Nach der Enthüllung des Skandals durch den „Boston Globe“ und seiner lawinenartigen Ausbreitung hat sich die Kirche nach anfänglichen Widerständen notgedrungen zur Aufklärung entschlossen. Seit 1950 sind mehr als 7000Missbrauchsfälle und 5000 Priester als Täter dokumentiert. Zuvor hat die Kirche die Missbrauchsopfer durch Schweigegeld ruhiggestellt.

„Es herrscht nun die Überzeugung, dass solche Fälle nicht mehr unter den Teppich gekehrt werden“, sagt Reese. Zudem haben die Kirchenbehörden Maßnahmen getroffen, die eine Wiederkehr des Skandals verhindern sollen. Das Personal wird in Schulungsprogramme geschickt, Verdächtige werden umgehend bei der Polizei angezeigt und Neuzugänge in den Kirchendienst einer gründlichen Überprüfung unterzogen. Jesuitenpater Reese zieht daraus das Fazit: „Die Kirche ist heute wahrscheinlich sogar einer der sichersten Orte.“ Manche behaupten sogar, die Kirche sei zum Modell für öffentliche Schulen und Jugendarbeit geworden.
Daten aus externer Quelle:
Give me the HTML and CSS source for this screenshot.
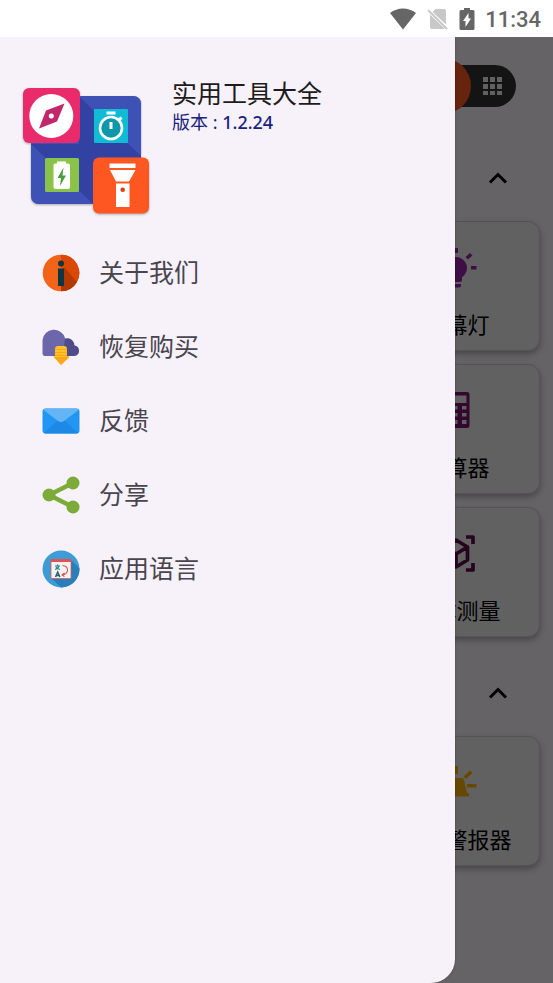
FILE: index.html
```
<!DOCTYPE html>
<html lang="zh-CN">
<head>
    <meta charset="UTF-8">
    <meta name="viewport" content="width=device-width, initial-scale=1.0">
    <title>实用工具大全</title>
    <link rel="stylesheet" href="styles.css">
</head>
<body>

<div class="status-bar">
    <svg width="28" height="22" viewBox="0 0 28 22"><path fill="#666" d="M1 5C8.500-1 19.500-1 27 5L14 21.500z"/></svg>
    <svg width="22" height="22" viewBox="0 0 22 22"><path fill="#c8c8c8" d="M8.500 1H17a2 2 0 0 1 2 2v13.500L5.500 4zM3 6.500L18 21H5a2 2 0 0 1-2-2z"/><path stroke="#c8c8c8" stroke-width="2" d="M1 2l19 19"/></svg>
    <svg width="16" height="22" viewBox="0 0 16 22"><path fill="#666" d="M5 0h6v2h3q1.500 0 1.500 1.500v17q0 1.500-1.500 1.500H2q-1.500 0-1.500-1.500v-17Q.5 2 2 2h3z"/><path fill="#fff" d="M9.500 5v5.500H12L6.500 19v-6H4z"/></svg>
    <span class="clock">11:34</span>
</div>

<div class="screen">
    <main class="home">
        <div class="toolbar">
            <button class="view-switch" aria-label="网格视图">
                <span class="knob"></span>
                <svg width="20" height="20" viewBox="0 0 20 20"><path fill="#f2f2f2" d="M0 1h5v5H0zM7 1h5v5H7zM14 1h5v5h-5zM0 8h5v5H0zM7 8h5v5H7zM14 8h5v5h-5zM0 15h5v4H0zM7 15h5v4H7zM14 15h5v4h-5z"/></svg>
            </button>
        </div>

        <section>
            <div class="section-head">
                <button class="collapse" aria-label="收起"><svg width="20" height="14" viewBox="0 0 20 14"><path fill="none" stroke="#000" stroke-width="3" d="M2 11.500l8-8 8 8"/></svg></button>
            </div>
            <div class="grid">
                <button class="card">
                    <svg width="40" height="40" viewBox="0 0 40 40" fill="#9c27b0"><path d="M19 9a11 11 0 0 1 6 20.200V32q0 2-2 2h-8q-2 0-2-2v-2.800A11 11 0 0 1 19 9zM14 36h10v1.500q0 2-2 2h-6q-2 0-2-2zM17 0h4v5h-4zM34 18h5.500v3.500H34zM0 18h4v3.500H0zM28.500 9L33 5l2.500 2.500L31 11.500zM9.500 9L5 5 2.500 7.500 7 11.500z"/></svg>
                    <span>屏幕灯</span>
                </button>
                <button class="card">
                    <svg width="40" height="40" viewBox="0 0 40 40"><path fill="#7d1470" fill-rule="evenodd" d="M8 1h22q2.500 0 2.500 2.500v31Q32.500 37 30 37H8q-2.500 0-2.500-2.500v-31Q5.500 1 8 1zM9 4.500V12h20.500V4.500zM9 15h3.500v3.500H9zM16.500 15h4v3.500h-4zM25 15h4.500v3.500H25zM9 22h3.500v3.500H9zM16.500 22h4v3.500h-4zM25 22h4.500v3.500H25zM9 29h3.500v4H9zM16.500 29h4v4h-4zM25 29h4.500v4H25z"/></svg>
                    <span>计算器</span>
                </button>
                <button class="card">
                    <svg width="40" height="40" viewBox="0 0 40 40" fill="none" stroke="#600c4c" stroke-width="3.700" stroke-linejoin="round"><path d="M29 3h7v7M29 36h7v-7M9 3H3v7M9 36H3v-7M19 6l11.500 7v13L19 33 7.500 26V13zM7.500 13L19 20l11.500-7M19 20v13"/></svg>
                    <span>立体测量</span>
                </button>
            </div>
        </section>

        <section class="next">
            <div class="section-head">
                <button class="collapse" aria-label="收起"><svg width="20" height="14" viewBox="0 0 20 14"><path fill="none" stroke="#000" stroke-width="3" d="M2 11.500l8-8 8 8"/></svg></button>
            </div>
            <div class="grid">
                <button class="card">
                    <svg width="40" height="40" viewBox="0 0 40 40" fill="#ffb300"><path d="M13 15h12q1.500 0 2 2l3 13h2v3.500H6V30h2l3-13q.5-2 2-2zM17 3h4v8h-4zM30 21h9.500v3.500H30zM0 21h8v3.500H0zM26.500 13.500l6.500-6 2.500 2.500-6.500 6zM11.500 13.500L5 7.500 2.500 10 9 16z"/></svg>
                    <span>声音警报器</span>
                </button>
            </div>
        </section>
    </main>

    <div class="scrim"></div>

    <nav class="drawer">
        <header class="about">
            <svg class="logo" width="128" height="130" viewBox="0 0 128 130">
                <rect x="9" y="10" width="110" height="108" rx="8" fill="#3f51b5"/>
                <path fill="#303f9f" opacity=".8" d="M57 10l62 60v48H71L9 58h48z"/>
                <path fill="#3f51b5" opacity=".7" d="M57 10h54q8 0 8 8v40L94 57 70 23zM9 59l14 13v34h34l14 12H17q-8 0-8-8z"/>
                <rect x="1" y="2" width="57" height="55" rx="6" fill="#e92a6b"/>
                <circle cx="29.300" cy="30" r="22" fill="#fff"/>
                <path fill="#c2276b" d="M42.500 17.500L24 24.500 17 42.500l18-7z"/>
                <circle cx="29.300" cy="30" r="2.500" fill="#fff"/>
                <rect x="72" y="23" width="34" height="34" rx="1" fill="#0fbcd4"/>
                <circle cx="89" cy="42" r="11" fill="#0e98a9" stroke="#fff" stroke-width="2.600"/>
                <path stroke="#fff" stroke-width="3" d="M84.500 27h9M89 36v7M97 34l2.500-2.500"/>
                <rect x="23" y="72" width="34" height="34" rx="1.500" fill="#8bc34a"/>
                <path fill="#fff" d="M35 75.500h9v2h2q2 0 2 2V101q0 2-2 2H33.500q-2 0-2-2V79.500q0-2 2-2H35z"/>
                <path fill="#4f9a3a" d="M41.500 81.500L35.500 92H39l-1 8 6-10.500h-3.500z"/>
                <rect x="71" y="71.500" width="56" height="56" rx="6" fill="#ff5722"/>
                <path fill="#fff" d="M87.500 77.500h26V82h-26zM88 84h25.500L107 95.500H94zM94 97.500h13.500v23.500H94z"/>
                <circle cx="100.700" cy="103.700" r="2.300" fill="#d84315"/>
            </svg>
            <div>
                <h1>实用工具大全</h1>
                <p>版本 : <span class="version">1.2.24</span></p>
            </div>
        </header>

        <a class="item" href="#">
            <svg width="38" height="38" viewBox="0 0 38 38"><circle cx="19" cy="19" r="18.300" fill="#f26418"/><path fill="#d94905" d="M19 .7a18.300 18.300 0 0 1 15.500 28L19 13z"/><path fill="#b23a02" d="M22 13l13 15A18.300 18.300 0 0 1 19 37.300V32l3-1z"/><circle cx="19" cy="9.500" r="3" fill="#0f3443"/><path fill="#0f3443" d="M16 14.500h6V32h-6z"/></svg>
            <span>关于我们</span>
        </a>
        <a class="item" href="#">
            <svg width="38" height="38" viewBox="0 0 38 38"><path fill="#4f4c8c" d="M18 28V15a7.500 7.500 0 0 1 14.500 2.500A5.300 5.300 0 0 1 32.500 28z"/><path fill="#6c66aa" d="M3 28q-2.500 0-2.500-3V12A11.500 11.500 0 0 1 23 10l-2 18z"/><path fill="#ffc425" d="M13 21q0-3 3-3h6q3 0 3 3v7h2.500L19 37l-8-9h2z"/><path fill="#ffa61a" d="M13 24h12v1H13zM13 27h12v1H13zM13 21h12v1H13zM12 29h15.500L19 37z"/></svg>
            <span>恢复购买</span>
        </a>
        <a class="item" href="#">
            <svg width="38" height="38" viewBox="0 0 38 38"><rect x=".5" y="6.500" width="37" height="25" rx="3" fill="#2196f3"/><path fill="#1e88e5" d="M2 31L15 19h8l13 12q-1 .5-2 .5H4q-1 0-2-.5z"/><path fill="#64b5f6" d="M1.500 8Q2 6.500 4 6.500h30q2 0 2.500 1.500L22 19q-3 2.200-6 0z"/></svg>
            <span>反馈</span>
        </a>
        <a class="item" href="#">
            <svg width="38" height="38" viewBox="0 0 38 38"><path fill="none" stroke="#7cab3a" stroke-width="4.500" d="M31 7L7 19l24 12"/><g fill="#7cab3a"><circle cx="31" cy="7" r="6.500"/><circle cx="7" cy="19" r="6.500"/><circle cx="31" cy="31" r="6.500"/></g></svg>
            <span>分享</span>
        </a>
        <a class="item" href="#">
            <svg width="38" height="38" viewBox="0 0 38 38"><circle cx="19" cy="19" r="18.500" fill="#3d9bd6"/><path fill="#2a7fba" d="M29 10l8.500 8.500A18.500 18.500 0 0 1 19 37.500L9 28z"/><path fill="#f5f3f2" stroke="#dc5a5a" stroke-width=".8" d="M9 9.500h20v19H9z"/><path fill="#e05353" d="M9 9h20v3H9z"/><path fill="none" stroke="#1f7f86" stroke-width="1.200" d="M13 16h5M15.500 14.500V16M17 16q-.5 2.500-4 3.500M14 17q1 2 4 2.500"/><path fill="none" stroke="#1d6670" stroke-width="1.500" d="M13.500 27l2.200-5 2.200 5M14 25.500h3.500"/><path fill="none" stroke="#d9534f" stroke-width="1.100" d="M20.500 15.500q5 .5 5 4.500t-5 5M22.500 23l-2.500 2 2.500 1.500"/></svg>
            <span>应用语言</span>
        </a>
    </nav>
</div>

</body>
</html>
```
FILE: styles.css
```
* {
    box-sizing: border-box;
}
body {
    margin: 0;
    min-height: 100vh;
    display: flex;
    flex-direction: column;
    font-family: "Noto Sans CJK SC", sans-serif;
    background-color: #fff;
}
svg {
    display: block;
    flex: none;
}
button {
    padding: 0;
    border: none;
    background: none;
    font-family: inherit;
    cursor: pointer;
}

/* Status bar */
.status-bar {
    height: 37px;
    padding: 0 12px;
    display: flex;
    align-items: center;
    justify-content: flex-end;
    gap: 10px;
}
.clock {
    padding-top: 3px;
    font-family: Roboto, sans-serif;
    font-size: 22px;
    font-weight: 500;
    line-height: 24px;
    color: #666;
}

/* Home screen under the drawer */
.screen {
    position: relative;
    flex: 1;
    overflow: hidden;
    background-color: #fef7ff;
}
.home {
    padding: 0 13px;
}
.toolbar {
    padding: 28px 24px;
    display: flex;
    justify-content: flex-end;
}
.view-switch {
    width: 101px;
    height: 42px;
    padding-right: 13px;
    display: flex;
    align-items: center;
    justify-content: space-between;
    border-radius: 21px;
    background-color: #343434;
}
.knob {
    width: 56px;
    height: 56px;
    border-radius: 50%;
    background-color: #ff5722;
}
.next {
    margin-top: 13px;
}
.section-head {
    height: 86px;
    padding-right: 32px;
    display: flex;
    align-items: center;
    justify-content: flex-end;
}
.grid {
    display: grid;
    grid-template-columns: repeat(3, 1fr);
    gap: 13px;
}
.card {
    grid-column: 3;
    height: 130px;
    padding-top: 26px;
    display: flex;
    flex-direction: column;
    align-items: center;
    gap: 19px;
    border: 1px solid #d4d0d6;
    border-radius: 12px;
    background-color: #f2f2f2;
    box-shadow: 0 3px 6px rgba(0, 0, 0, 0.3);
    font-size: 22px;
    line-height: 32px;
    color: #000;
}
.scrim {
    position: absolute;
    inset: 0;
    background-color: rgba(0, 0, 0, 0.6);
}

/* Drawer */
.drawer {
    position: absolute;
    top: 0;
    bottom: 0;
    left: 0;
    width: calc(100% - 98px);
    border-radius: 0 0 24px 0;
    background-color: #f7f2fa;
    box-shadow: 0 0 2px rgba(0, 0, 0, 0.4);
}
.about {
    padding: 40px 22px 20px;
    display: flex;
    align-items: flex-start;
    gap: 22px;
}
.logo {
    margin-top: 9px;
    filter: drop-shadow(0 1px 1px rgba(0, 0, 0, 0.3));
}
h1 {
    margin: 0;
    font-size: 25px;
    font-weight: 400;
    line-height: 30px;
    color: #1d1b20;
}
.about p {
    margin: 0;
    font-family: "Noto Sans", "Noto Sans CJK SC", sans-serif;
    font-size: 18px;
    line-height: 30px;
    color: #1a237e;
}
.version {
    font-weight: 500;
}
.item {
    height: 74px;
    padding-left: 42px;
    display: flex;
    align-items: center;
    gap: 19px;
    font-size: 25px;
    line-height: 36px;
    color: #49454f;
    text-decoration: none;
}
.item span {
    padding-bottom: 4px;
}
```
Die Zahl der Missbrauchsfälle ist tatsächlich signifikant zurückgegangen. Im Vorjahr haben sich laut einer Erhebung der US-Bischofskonferenz rund 400Opfer gemeldet, deren Missbrauch meist Jahrzehnte zurückliegt. David Clohessey, Sprecher des Opfernetzwerks, zweifelt die Angaben beziehungsweise die Umfragemethodik an: „Glaubt denn wirklich jemand, die in der katholischen Hierarchie tief verwurzelten, jahrhundertealten Muster der dem Selbstzweck dienenden Geheimniskrämerei und des Betrugs hätten sich plötzlich in ihr Gegenteil verkehrt, und dass die einst routinemäßig vertuschten, abscheulichen Verbrechen nun routinemäßig enthüllt werden?“

Die finanziellen Folgen haben die US-Kirche indessen hart getroffen. Mehr als zwei Milliarden Dollar haben die Diözesen und die Orden an Schadenszahlungen aufgewendet, davon fast ein Drittel in Los Angeles.

Bankrotte Diözesen

Mehrere Diözesen sowie zuletzt der Jesuitenorden im Bundesstaat Oregon sind in die Insolvenz geschlittert, kirchliche Institutionen haben einen Teil ihrer Liegenschaften veräußert. Allein in der Diözese Boston haben Dutzende Pfarren geschlossen. Im Vorjahr hat die Causa der US-Kirche erneut mehr als 100 Millionen Dollar gekostet. Für den Ökonomen Charles Zech steht fest: „Die Kirche kann sich das nicht mehr lange leisten.“

AUF EINEN BLICK

Von Boston aus ging 2002 die Welle an Missbrauchsfällen in der katholischen Kirche durch die USA: Seit 1950 sind mehr als 7000 Fälle und 5000 Priester als Täter dokumentiert. Die Kirchenbehörden haben in der Folge entsprechende Maßnahmen getroffen: strenge Überprüfung von Neuzugängen, Schulungsprogramme, Anzeigen im Fall von Missbrauch.